**BRIEF**
Scan the listing below and copy every line holding "this".

**DATA LISTING**
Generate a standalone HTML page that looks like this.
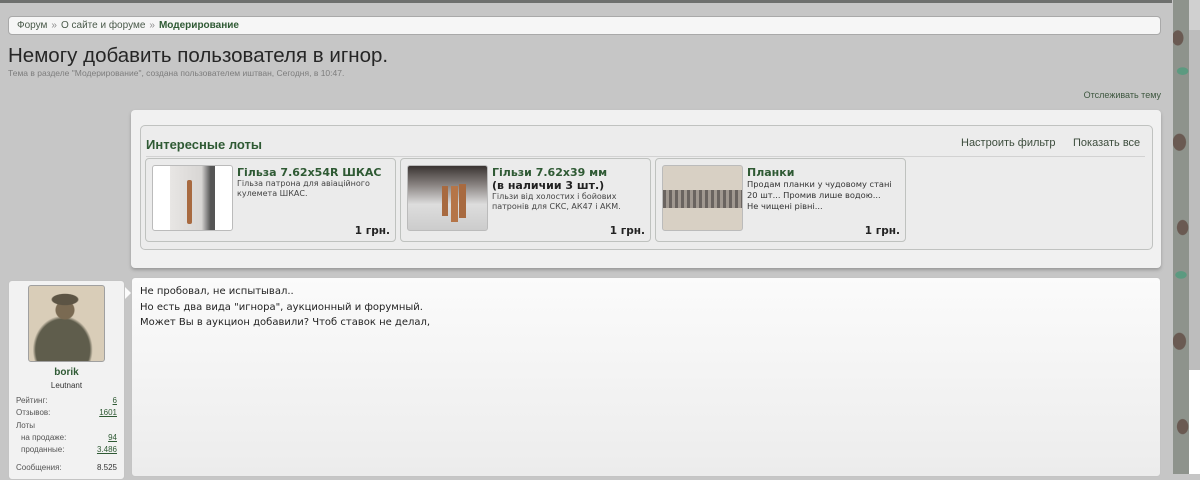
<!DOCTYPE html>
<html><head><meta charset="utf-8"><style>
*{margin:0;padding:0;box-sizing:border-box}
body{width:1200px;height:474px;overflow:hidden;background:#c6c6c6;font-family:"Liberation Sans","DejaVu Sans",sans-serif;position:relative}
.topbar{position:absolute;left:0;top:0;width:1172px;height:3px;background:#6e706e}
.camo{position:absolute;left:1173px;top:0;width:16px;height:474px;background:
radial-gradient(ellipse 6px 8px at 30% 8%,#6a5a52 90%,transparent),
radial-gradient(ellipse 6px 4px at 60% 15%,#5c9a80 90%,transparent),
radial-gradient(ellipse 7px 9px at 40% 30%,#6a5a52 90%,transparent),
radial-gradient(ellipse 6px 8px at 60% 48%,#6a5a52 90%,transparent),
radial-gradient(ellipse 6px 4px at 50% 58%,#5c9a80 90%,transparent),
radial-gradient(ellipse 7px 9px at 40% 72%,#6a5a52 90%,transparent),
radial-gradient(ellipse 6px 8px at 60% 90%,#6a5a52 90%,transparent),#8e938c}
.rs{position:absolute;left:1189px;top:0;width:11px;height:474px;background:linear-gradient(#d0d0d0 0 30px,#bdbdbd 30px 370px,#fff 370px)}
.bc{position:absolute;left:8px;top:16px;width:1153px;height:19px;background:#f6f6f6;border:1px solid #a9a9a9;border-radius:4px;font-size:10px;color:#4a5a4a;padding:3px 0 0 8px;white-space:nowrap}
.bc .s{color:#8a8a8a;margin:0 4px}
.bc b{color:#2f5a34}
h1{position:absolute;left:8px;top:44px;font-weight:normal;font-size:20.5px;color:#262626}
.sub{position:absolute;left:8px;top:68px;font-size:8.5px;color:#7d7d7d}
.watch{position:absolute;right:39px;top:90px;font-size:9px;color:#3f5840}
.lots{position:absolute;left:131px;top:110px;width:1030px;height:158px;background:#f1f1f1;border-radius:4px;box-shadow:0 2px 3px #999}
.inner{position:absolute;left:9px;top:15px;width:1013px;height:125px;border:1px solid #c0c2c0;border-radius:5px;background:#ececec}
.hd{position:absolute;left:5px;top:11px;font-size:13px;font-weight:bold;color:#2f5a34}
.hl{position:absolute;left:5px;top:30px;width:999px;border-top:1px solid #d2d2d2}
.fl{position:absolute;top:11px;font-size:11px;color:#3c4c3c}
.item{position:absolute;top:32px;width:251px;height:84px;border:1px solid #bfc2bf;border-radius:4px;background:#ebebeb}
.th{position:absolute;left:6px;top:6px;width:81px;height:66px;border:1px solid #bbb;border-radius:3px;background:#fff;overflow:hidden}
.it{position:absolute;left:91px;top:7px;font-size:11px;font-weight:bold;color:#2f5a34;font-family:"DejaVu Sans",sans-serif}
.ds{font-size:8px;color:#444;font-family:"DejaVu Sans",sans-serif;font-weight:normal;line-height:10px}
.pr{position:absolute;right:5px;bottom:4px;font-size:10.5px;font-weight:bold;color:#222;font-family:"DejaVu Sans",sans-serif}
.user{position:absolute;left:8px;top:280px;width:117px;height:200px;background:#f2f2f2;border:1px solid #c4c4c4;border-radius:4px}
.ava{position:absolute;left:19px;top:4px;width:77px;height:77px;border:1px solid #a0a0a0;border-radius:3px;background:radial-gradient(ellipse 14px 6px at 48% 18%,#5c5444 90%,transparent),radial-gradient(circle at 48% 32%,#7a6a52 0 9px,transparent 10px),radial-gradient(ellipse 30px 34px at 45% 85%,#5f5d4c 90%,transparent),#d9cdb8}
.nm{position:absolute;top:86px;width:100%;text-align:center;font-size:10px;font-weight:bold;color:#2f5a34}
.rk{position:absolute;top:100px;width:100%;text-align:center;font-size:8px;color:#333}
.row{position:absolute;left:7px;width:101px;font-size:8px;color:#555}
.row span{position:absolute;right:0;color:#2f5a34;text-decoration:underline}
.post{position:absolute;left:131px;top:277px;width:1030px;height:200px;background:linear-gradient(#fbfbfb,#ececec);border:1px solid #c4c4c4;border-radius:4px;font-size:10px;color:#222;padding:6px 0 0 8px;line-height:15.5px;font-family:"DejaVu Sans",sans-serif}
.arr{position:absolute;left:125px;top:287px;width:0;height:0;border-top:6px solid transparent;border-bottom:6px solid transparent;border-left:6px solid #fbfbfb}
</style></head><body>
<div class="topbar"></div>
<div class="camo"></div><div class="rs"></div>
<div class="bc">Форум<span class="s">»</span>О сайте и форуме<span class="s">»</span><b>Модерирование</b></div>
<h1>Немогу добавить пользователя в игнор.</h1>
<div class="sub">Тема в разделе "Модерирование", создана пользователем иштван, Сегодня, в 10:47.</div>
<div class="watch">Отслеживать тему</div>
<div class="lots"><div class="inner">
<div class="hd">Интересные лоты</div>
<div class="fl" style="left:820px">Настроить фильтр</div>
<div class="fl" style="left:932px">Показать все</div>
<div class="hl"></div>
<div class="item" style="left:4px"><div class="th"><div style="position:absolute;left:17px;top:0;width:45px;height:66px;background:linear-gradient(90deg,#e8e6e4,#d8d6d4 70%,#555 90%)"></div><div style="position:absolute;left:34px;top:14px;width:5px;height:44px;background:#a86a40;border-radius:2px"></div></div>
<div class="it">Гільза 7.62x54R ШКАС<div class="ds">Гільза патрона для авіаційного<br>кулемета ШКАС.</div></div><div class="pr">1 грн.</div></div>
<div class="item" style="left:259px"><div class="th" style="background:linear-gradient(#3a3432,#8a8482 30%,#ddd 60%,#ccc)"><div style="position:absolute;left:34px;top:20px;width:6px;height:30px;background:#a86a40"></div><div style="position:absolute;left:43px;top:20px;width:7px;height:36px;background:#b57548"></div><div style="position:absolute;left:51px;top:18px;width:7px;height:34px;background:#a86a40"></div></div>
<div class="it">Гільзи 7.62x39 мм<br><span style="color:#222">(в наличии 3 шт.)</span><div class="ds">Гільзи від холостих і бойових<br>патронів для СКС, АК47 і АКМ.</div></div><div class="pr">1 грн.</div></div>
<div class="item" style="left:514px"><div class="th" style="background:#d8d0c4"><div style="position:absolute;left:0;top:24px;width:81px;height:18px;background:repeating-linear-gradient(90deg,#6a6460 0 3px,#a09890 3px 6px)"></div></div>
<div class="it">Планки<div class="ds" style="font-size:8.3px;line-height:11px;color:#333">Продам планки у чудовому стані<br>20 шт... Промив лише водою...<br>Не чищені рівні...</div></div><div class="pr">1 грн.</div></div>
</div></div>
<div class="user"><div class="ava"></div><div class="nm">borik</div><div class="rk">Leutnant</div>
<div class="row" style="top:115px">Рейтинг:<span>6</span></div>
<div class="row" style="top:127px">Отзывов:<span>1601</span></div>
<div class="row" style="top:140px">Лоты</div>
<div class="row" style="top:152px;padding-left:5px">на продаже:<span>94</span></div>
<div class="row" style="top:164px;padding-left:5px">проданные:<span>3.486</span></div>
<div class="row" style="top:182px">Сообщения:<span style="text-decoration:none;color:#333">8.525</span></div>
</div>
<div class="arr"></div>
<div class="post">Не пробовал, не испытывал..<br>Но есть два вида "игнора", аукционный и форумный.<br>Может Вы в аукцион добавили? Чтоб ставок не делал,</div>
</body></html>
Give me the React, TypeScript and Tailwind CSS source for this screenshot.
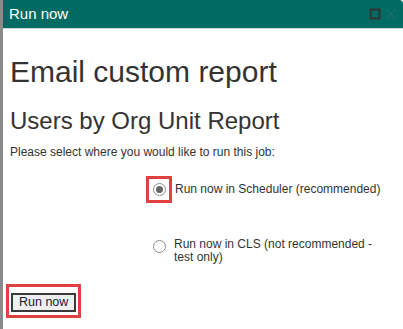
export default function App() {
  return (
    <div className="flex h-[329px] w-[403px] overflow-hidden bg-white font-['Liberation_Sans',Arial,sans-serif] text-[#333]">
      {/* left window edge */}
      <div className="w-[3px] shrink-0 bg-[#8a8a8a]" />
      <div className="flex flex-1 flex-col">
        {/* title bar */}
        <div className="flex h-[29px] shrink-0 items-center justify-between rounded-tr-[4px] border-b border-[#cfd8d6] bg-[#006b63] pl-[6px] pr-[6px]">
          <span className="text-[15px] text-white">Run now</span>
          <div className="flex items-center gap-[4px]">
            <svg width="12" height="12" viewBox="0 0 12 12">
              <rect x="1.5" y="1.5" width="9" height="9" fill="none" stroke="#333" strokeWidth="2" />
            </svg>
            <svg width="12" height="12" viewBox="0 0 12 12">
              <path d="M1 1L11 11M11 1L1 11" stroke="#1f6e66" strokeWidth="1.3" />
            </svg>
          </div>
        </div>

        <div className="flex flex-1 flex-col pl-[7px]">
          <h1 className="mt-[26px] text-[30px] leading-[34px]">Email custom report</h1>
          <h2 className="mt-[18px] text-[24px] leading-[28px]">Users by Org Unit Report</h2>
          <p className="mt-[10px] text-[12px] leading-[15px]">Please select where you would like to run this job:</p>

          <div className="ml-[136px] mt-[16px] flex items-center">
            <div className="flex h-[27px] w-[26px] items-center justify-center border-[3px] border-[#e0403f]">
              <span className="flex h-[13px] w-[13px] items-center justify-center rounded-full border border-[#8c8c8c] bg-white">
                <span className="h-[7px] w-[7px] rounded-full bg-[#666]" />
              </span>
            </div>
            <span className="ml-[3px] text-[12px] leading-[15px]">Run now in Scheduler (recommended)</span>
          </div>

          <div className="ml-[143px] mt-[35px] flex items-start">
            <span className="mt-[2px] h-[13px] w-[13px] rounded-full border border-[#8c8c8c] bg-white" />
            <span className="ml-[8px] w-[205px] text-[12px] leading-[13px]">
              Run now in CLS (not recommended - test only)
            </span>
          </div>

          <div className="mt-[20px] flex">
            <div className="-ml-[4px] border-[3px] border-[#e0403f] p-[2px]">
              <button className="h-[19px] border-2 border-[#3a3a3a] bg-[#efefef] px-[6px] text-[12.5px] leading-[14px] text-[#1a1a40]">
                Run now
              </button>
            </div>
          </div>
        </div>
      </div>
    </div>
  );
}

**EXERCISE RESULT**
Generate a standalone HTML page that looks like this.
Give me the React, TypeScript and Tailwind CSS source for this screenshot.
          <p className="mt-[10px] text-[12px] leading-[15px]">Please select where you would like to run this job:</p>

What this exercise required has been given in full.